The records ▸
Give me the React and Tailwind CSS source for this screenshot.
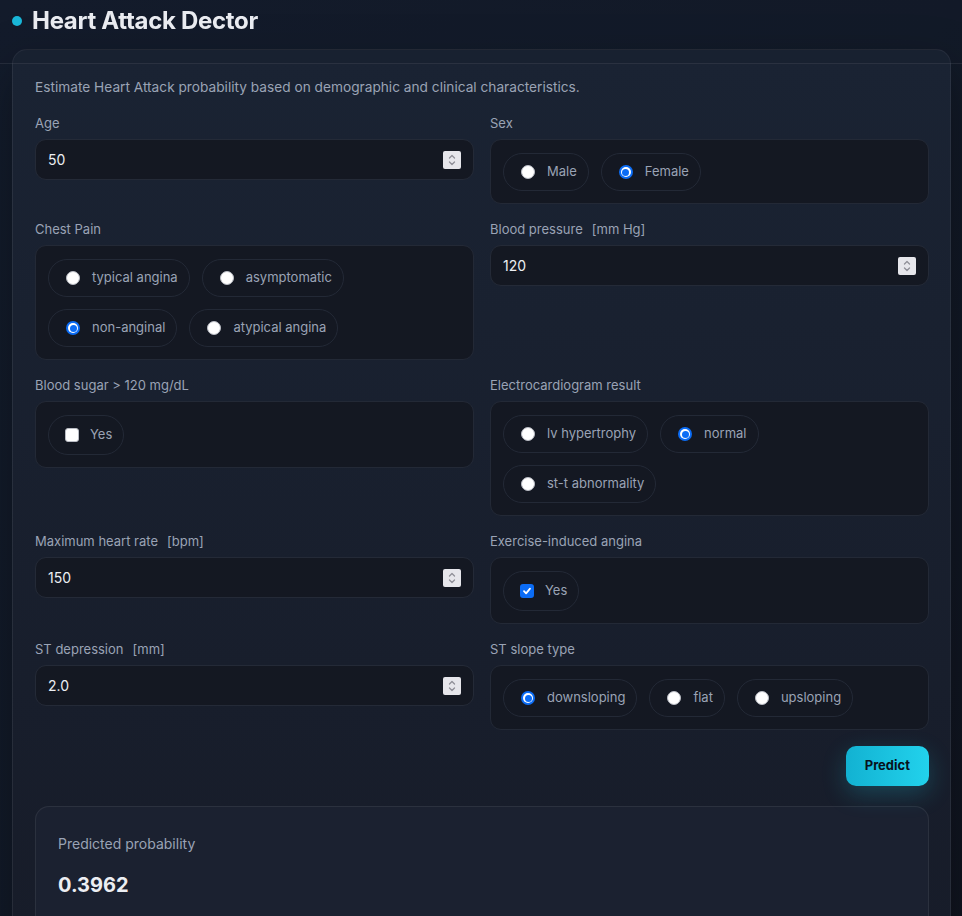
import React from "react";

const FONT = { fontFamily: "Inter, 'Noto Sans', 'Liberation Sans', sans-serif" };

function Spinner() {
  return (
    <span className="flex h-[18px] w-[18px] flex-col items-center justify-center rounded-[2px] bg-[#e6e6eb]">
      <svg width="10" height="14" viewBox="0 0 10 14" fill="none" stroke="#8f8f98" strokeWidth="1.3" strokeLinecap="round" strokeLinejoin="round">
        <path d="M2.5 5 L5 2.5 L7.5 5" />
        <path d="M2.5 9 L5 11.5 L7.5 9" />
      </svg>
    </span>
  );
}

function NumberField({ value }) {
  return (
    <div className="flex h-[41px] items-center justify-between rounded-[11px] border border-[#242a37] bg-[#141822] pl-3 pr-3">
      <span className="text-[14px] text-[#eceef2]">{value}</span>
      <Spinner />
    </div>
  );
}

function Radio({ checked }) {
  if (checked) {
    return (
      <span className="flex h-[14px] w-[14px] items-center justify-center rounded-full bg-[#0b6cf5]">
        <span className="flex h-[10px] w-[10px] items-center justify-center rounded-full bg-white">
          <span className="h-[7px] w-[7px] rounded-full bg-[#0b6cf5]" />
        </span>
      </span>
    );
  }
  return <span className="h-[14px] w-[14px] rounded-full border border-[#b9bcc4] bg-white" />;
}

function Check({ checked }) {
  if (checked) {
    return (
      <span className="flex h-[14px] w-[14px] items-center justify-center rounded-[3px] bg-[#0b6cf5]">
        <svg width="10" height="10" viewBox="0 0 10 10" fill="none" stroke="white" strokeWidth="1.8" strokeLinecap="round" strokeLinejoin="round">
          <path d="M2 5.2 L4.1 7.3 L8 2.7" />
        </svg>
      </span>
    );
  }
  return <span className="h-[14px] w-[14px] rounded-[3px] border border-[#b9bcc4] bg-white" />;
}

function RadioPill({ label, checked }) {
  return (
    <div className="flex h-[38px] items-center gap-3 rounded-full border border-[#232936] pl-[17px] pr-[11px]">
      <Radio checked={checked} />
      <span className="text-[13px] text-[#9aa3b5]">{label}</span>
    </div>
  );
}

function CheckPill({ checked }) {
  return (
    <div className="flex h-[40px] items-center gap-[11px] rounded-full border border-[#232936] pl-4 pr-[11px]">
      <Check checked={checked} />
      <span className="text-[13px] text-[#9aa3b5]">Yes</span>
    </div>
  );
}

function Group({ children }) {
  return (
    <div className="flex flex-wrap gap-3 rounded-[11px] border border-[#232936] bg-[#141822] px-3 pt-[13px] pb-3">
      {children}
    </div>
  );
}

function Field({ label, unit, children }) {
  return (
    <div className="flex flex-col">
      <div className="mb-2 flex h-4 items-center text-[13px] leading-4 text-[#9aa3b5]">
        <span>{label}</span>
        {unit && <span className="ml-[9px]">{unit}</span>}
      </div>
      {children}
    </div>
  );
}

export default function App() {
  return (
    <div
      style={FONT}
      className="relative min-h-screen bg-gradient-to-br from-[#131c2c] via-[#121a28] to-[#10141f] pb-10"
    >
      <header className="fixed inset-x-0 top-0 z-10 h-[64px] border-b border-white/[0.08] bg-[#131b2a]/20">
        <div className="flex items-center gap-[10px] pl-[12px] pt-[5px]">
          <span className="h-[10px] w-[10px] rounded-full bg-[#19b6d8]" />
          <h1 className="text-[24px] font-bold leading-8 tracking-[-0.3px] text-[#e9ebf0]">Heart Attack Dector</h1>
        </div>
      </header>

      <div className="pt-[49px] pl-3 pr-[11px]">
        <div className="rounded-[15px] border border-white/[0.07] bg-gradient-to-b from-[#1a2333] to-[#171c29] pl-[22px] pr-[21px] pt-[27px] pb-6 shadow-[0_20px_50px_rgba(0,0,0,0.35)]">
          <p className="mb-[18px] text-[13.7px] leading-5 text-[#9aa3b5]">
            Estimate Heart Attack probability based on demographic and clinical characteristics.
          </p>

          <div className="grid grid-cols-2 items-start gap-x-4 gap-y-[17px]">
            <Field label="Age">
              <NumberField value="50" />
            </Field>
            <Field label="Sex">
              <Group>
                <RadioPill label="Male" />
                <RadioPill label="Female" checked />
              </Group>
            </Field>

            <Field label="Chest Pain">
              <Group>
                <RadioPill label="typical angina" />
                <RadioPill label="asymptomatic" />
                <RadioPill label="non-anginal" checked />
                <RadioPill label="atypical angina" />
              </Group>
            </Field>
            <Field label="Blood pressure" unit="[mm Hg]">
              <NumberField value="120" />
            </Field>

            <Field label="Blood sugar > 120 mg/dL">
              <Group>
                <CheckPill />
              </Group>
            </Field>
            <Field label="Electrocardiogram result">
              <Group>
                <RadioPill label="lv hypertrophy" />
                <RadioPill label="normal" checked />
                <RadioPill label="st-t abnormality" />
              </Group>
            </Field>

            <Field label="Maximum heart rate" unit="[bpm]">
              <NumberField value="150" />
            </Field>
            <Field label="Exercise-induced angina">
              <Group>
                <CheckPill checked />
              </Group>
            </Field>

            <Field label="ST depression" unit="[mm]">
              <NumberField value="2.0" />
            </Field>
            <Field label="ST slope type">
              <Group>
                <RadioPill label="downsloping" checked />
                <RadioPill label="flat" />
                <RadioPill label="upsloping" />
              </Group>
            </Field>
          </div>

          <div className="mt-4 flex justify-end">
            <button className="h-10 rounded-[10px] bg-gradient-to-r from-[#12b2d2] to-[#22d2ec] px-[19px] text-[13px] font-bold text-[#08121c] shadow-[0_8px_24px_rgba(34,211,238,0.22)]">
              Predict
            </button>
          </div>

          <div className="mt-5 rounded-[14px] border border-white/[0.07] bg-[#1b2130] px-[22px] pt-[27px] pb-[30px]">
            <div className="text-[14px] leading-5 text-[#9aa3b5]">Predicted probability</div>
            <div className="mt-[17px] text-[20px] font-bold leading-7 text-[#eceef2]">0.3962</div>
          </div>
        </div>
      </div>
    </div>
  );
}
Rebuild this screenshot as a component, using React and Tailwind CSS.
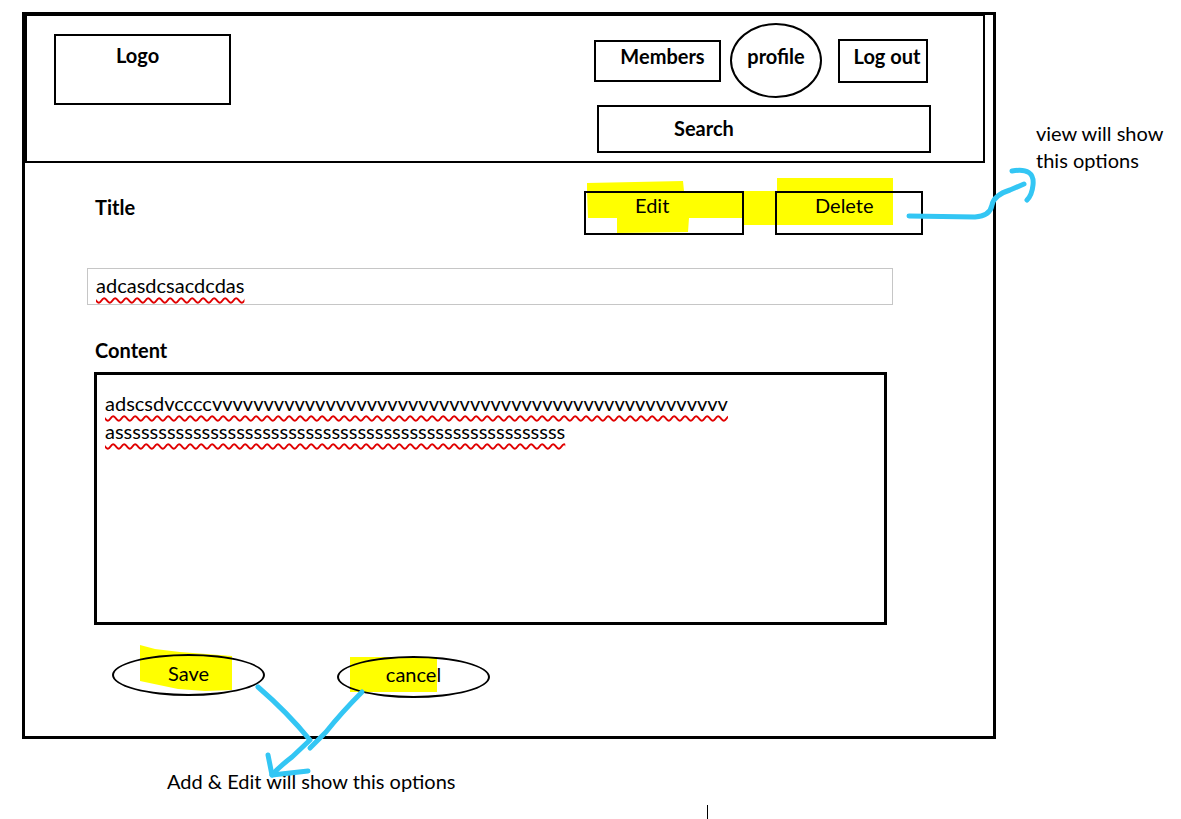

Aim of the task ▸ Without including any pictures, print all of the material exactly as given.

Response to the exercise ▸
Give me the React and Tailwind CSS source for this screenshot.
import React from "react";

const FONT = { fontFamily: "Inter, 'Noto Sans', 'Liberation Sans', sans-serif" };

function Spinner() {
  return (
    <span className="flex h-[18px] w-[18px] flex-col items-center justify-center rounded-[2px] bg-[#e6e6eb]">
      <svg width="10" height="14" viewBox="0 0 10 14" fill="none" stroke="#8f8f98" strokeWidth="1.3" strokeLinecap="round" strokeLinejoin="round">
        <path d="M2.5 5 L5 2.5 L7.5 5" />
        <path d="M2.5 9 L5 11.5 L7.5 9" />
      </svg>
    </span>
  );
}

function NumberField({ value }) {
  return (
    <div className="flex h-[41px] items-center justify-between rounded-[11px] border border-[#242a37] bg-[#141822] pl-3 pr-3">
      <span className="text-[14px] text-[#eceef2]">{value}</span>
      <Spinner />
    </div>
  );
}

function Radio({ checked }) {
  if (checked) {
    return (
      <span className="flex h-[14px] w-[14px] items-center justify-center rounded-full bg-[#0b6cf5]">
        <span className="flex h-[10px] w-[10px] items-center justify-center rounded-full bg-white">
          <span className="h-[7px] w-[7px] rounded-full bg-[#0b6cf5]" />
        </span>
      </span>
    );
  }
  return <span className="h-[14px] w-[14px] rounded-full border border-[#b9bcc4] bg-white" />;
}

function Check({ checked }) {
  if (checked) {
    return (
      <span className="flex h-[14px] w-[14px] items-center justify-center rounded-[3px] bg-[#0b6cf5]">
        <svg width="10" height="10" viewBox="0 0 10 10" fill="none" stroke="white" strokeWidth="1.8" strokeLinecap="round" strokeLinejoin="round">
          <path d="M2 5.2 L4.1 7.3 L8 2.7" />
        </svg>
      </span>
    );
  }
  return <span className="h-[14px] w-[14px] rounded-[3px] border border-[#b9bcc4] bg-white" />;
}

function RadioPill({ label, checked }) {
  return (
    <div className="flex h-[38px] items-center gap-3 rounded-full border border-[#232936] pl-[17px] pr-[11px]">
      <Radio checked={checked} />
      <span className="text-[13px] text-[#9aa3b5]">{label}</span>
    </div>
  );
}

function CheckPill({ checked }) {
  return (
    <div className="flex h-[40px] items-center gap-[11px] rounded-full border border-[#232936] pl-4 pr-[11px]">
      <Check checked={checked} />
      <span className="text-[13px] text-[#9aa3b5]">Yes</span>
    </div>
  );
}

function Group({ children }) {
  return (
    <div className="flex flex-wrap gap-3 rounded-[11px] border border-[#232936] bg-[#141822] px-3 pt-[13px] pb-3">
      {children}
    </div>
  );
}

function Field({ label, unit, children }) {
  return (
    <div className="flex flex-col">
      <div className="mb-2 flex h-4 items-center text-[13px] leading-4 text-[#9aa3b5]">
        <span>{label}</span>
        {unit && <span className="ml-[9px]">{unit}</span>}
      </div>
      {children}
    </div>
  );
}

export default function App() {
  return (
    <div
      style={FONT}
      className="relative min-h-screen bg-gradient-to-br from-[#131c2c] via-[#121a28] to-[#10141f] pb-10"
    >
      <header className="fixed inset-x-0 top-0 z-10 h-[64px] border-b border-white/[0.08] bg-[#131b2a]/20">
        <div className="flex items-center gap-[10px] pl-[12px] pt-[5px]">
          <span className="h-[10px] w-[10px] rounded-full bg-[#19b6d8]" />
          <h1 className="text-[24px] font-bold leading-8 tracking-[-0.3px] text-[#e9ebf0]">Heart Attack Dector</h1>
        </div>
      </header>

      <div className="pt-[49px] pl-3 pr-[11px]">
        <div className="rounded-[15px] border border-white/[0.07] bg-gradient-to-b from-[#1a2333] to-[#171c29] pl-[22px] pr-[21px] pt-[27px] pb-6 shadow-[0_20px_50px_rgba(0,0,0,0.35)]">
          <p className="mb-[18px] text-[13.7px] leading-5 text-[#9aa3b5]">
            Estimate Heart Attack probability based on demographic and clinical characteristics.
          </p>

          <div className="grid grid-cols-2 items-start gap-x-4 gap-y-[17px]">
            <Field label="Age">
              <NumberField value="50" />
            </Field>
            <Field label="Sex">
              <Group>
                <RadioPill label="Male" />
                <RadioPill label="Female" checked />
              </Group>
            </Field>

            <Field label="Chest Pain">
              <Group>
                <RadioPill label="typical angina" />
                <RadioPill label="asymptomatic" />
                <RadioPill label="non-anginal" checked />
                <RadioPill label="atypical angina" />
              </Group>
            </Field>
            <Field label="Blood pressure" unit="[mm Hg]">
              <NumberField value="120" />
            </Field>

            <Field label="Blood sugar > 120 mg/dL">
              <Group>
                <CheckPill />
              </Group>
            </Field>
            <Field label="Electrocardiogram result">
              <Group>
                <RadioPill label="lv hypertrophy" />
                <RadioPill label="normal" checked />
                <RadioPill label="st-t abnormality" />
              </Group>
            </Field>

            <Field label="Maximum heart rate" unit="[bpm]">
              <NumberField value="150" />
            </Field>
            <Field label="Exercise-induced angina">
              <Group>
                <CheckPill checked />
              </Group>
            </Field>

            <Field label="ST depression" unit="[mm]">
              <NumberField value="2.0" />
            </Field>
            <Field label="ST slope type">
              <Group>
                <RadioPill label="downsloping" checked />
                <RadioPill label="flat" />
                <RadioPill label="upsloping" />
              </Group>
            </Field>
          </div>

          <div className="mt-4 flex justify-end">
            <button className="h-10 rounded-[10px] bg-gradient-to-r from-[#12b2d2] to-[#22d2ec] px-[19px] text-[13px] font-bold text-[#08121c] shadow-[0_8px_24px_rgba(34,211,238,0.22)]">
              Predict
            </button>
          </div>

          <div className="mt-5 rounded-[14px] border border-white/[0.07] bg-[#1b2130] px-[22px] pt-[27px] pb-[30px]">
            <div className="text-[14px] leading-5 text-[#9aa3b5]">Predicted probability</div>
            <div className="mt-[17px] text-[20px] font-bold leading-7 text-[#eceef2]">0.3962</div>
          </div>
        </div>
      </div>
    </div>
  );
}
Rebuild this screenshot as a component, using React and Tailwind CSS.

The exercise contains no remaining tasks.